For that the last ten years, business leaders have seen how rising loan production costs have pushed the burden of maintaining profitability onto people, processes, and margins. Today, loans cost $8,000 to produce, up from $4,200 just seven years ago. That’s why businesses continue to look for new ways to keep their margins healthy.
Business leaders have read about the underlying benefits of robotic process automation (RPA) and its ability to lower cost per loan by automating mundane, repetitive tasks and freeing up employees to perform higher-value work. They have seen RPA lowering costs and gaining momentum in areas like healthcare and manufacturing, and have even witnessed Google Assistant make a hair appointment! All of these advances aim to help you free up time and gain a competitive edge. But where do you start?
Create a roadmap
The best way to identify opportunities isn’t by thinking about technology. Instead, create a “time savings plan” with your sales and operations teams by walking through your current loan process from beginning to end. Take special notes along the chain and look for areas where tasks, paperwork, and wait times gather in pools. Waiting on a person or process to take action? Jot it down for follow-up research.
The areas you find probably include a lot of 80/20 items, where 80% is repetitive work that doesn’t vary too much and only the remaining 20% requires higher-level judgment and exception processing to complete. By finding and mapping these pockets, you can start to establish your roadmap and stake out areas for further study.
Set your priorities
Once you have cataloged these areas of opportunity, create a four-quadrant matrix and rank them according to their impact on your enterprise: effort, high to low, and time improvement, high to low. This will help the team find consensus and visualize those items that pop to the surface for maximum benefit. It will also provide clarity on finding small but achievable low-effort/high-time-improvement areas to focus on out the gate, so you can build momentum and muscle memory for the high/high categories down the road.

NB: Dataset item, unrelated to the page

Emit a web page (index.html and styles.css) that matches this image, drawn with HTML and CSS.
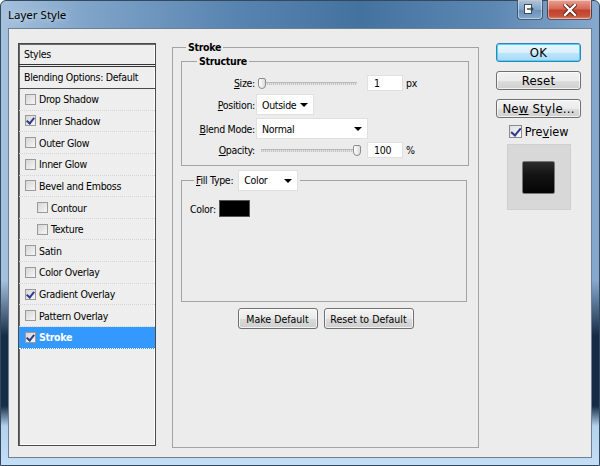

Engage your resources for change
Bring together your teams with IT and Project Management to create an enterprise-wide digital improvement plan and begin designing solutions based on your priorities and technology capabilities, especially for those repetitive tasks that you can automate. This journey offers a great opportunity to enhance your culture and competence in technologies (including RPA), work toward continuous improvement, explore new ways of working, invest in innovations that fit your culture, and set numeric goals to wring out waste in time and cost.
Gather your team and set the course
Look inside and outside your organization and the industry for solutions, but inside the industry for mortgage technology partners who understand the mortgage domain and RPA technologies applicable to the industry. Start small with achievable goals and measure progress in hours, costs saved, and possibly revenue gained via new products or services. As you build, consider changes that will streamline operations and better fit RPA processing, and train your staff on how to manage the new digital workforce.
There is no finish line
Perhaps a little surprisingly, adding bots to your workforce will lead to role changes for your human team members. Just like new human employees, bots will need to be trained, managed, and moved around as your business requirements evolve. So as you set up new procedures and change existing ones, you’ll need a small team of humans to keep your bots optimally trained and deployed. The cycle of discovering RPA use cases, retraining bots, and adjusting human roles is an ongoing process, and will continue to optimize business processes and improve margins year after year.
A new way to enhance your staff is here and ready to build: assign a digital assistant to perform routine and repetitive business tasks. RPA is a well-established opportunity to free up valuable staff time and enterprise expense, and direct the savings back to your bottom line. Though our industry understands that innovation is necessary, uncertainty still exists about where to start. The best way to overcome this challenge is by taking the first step.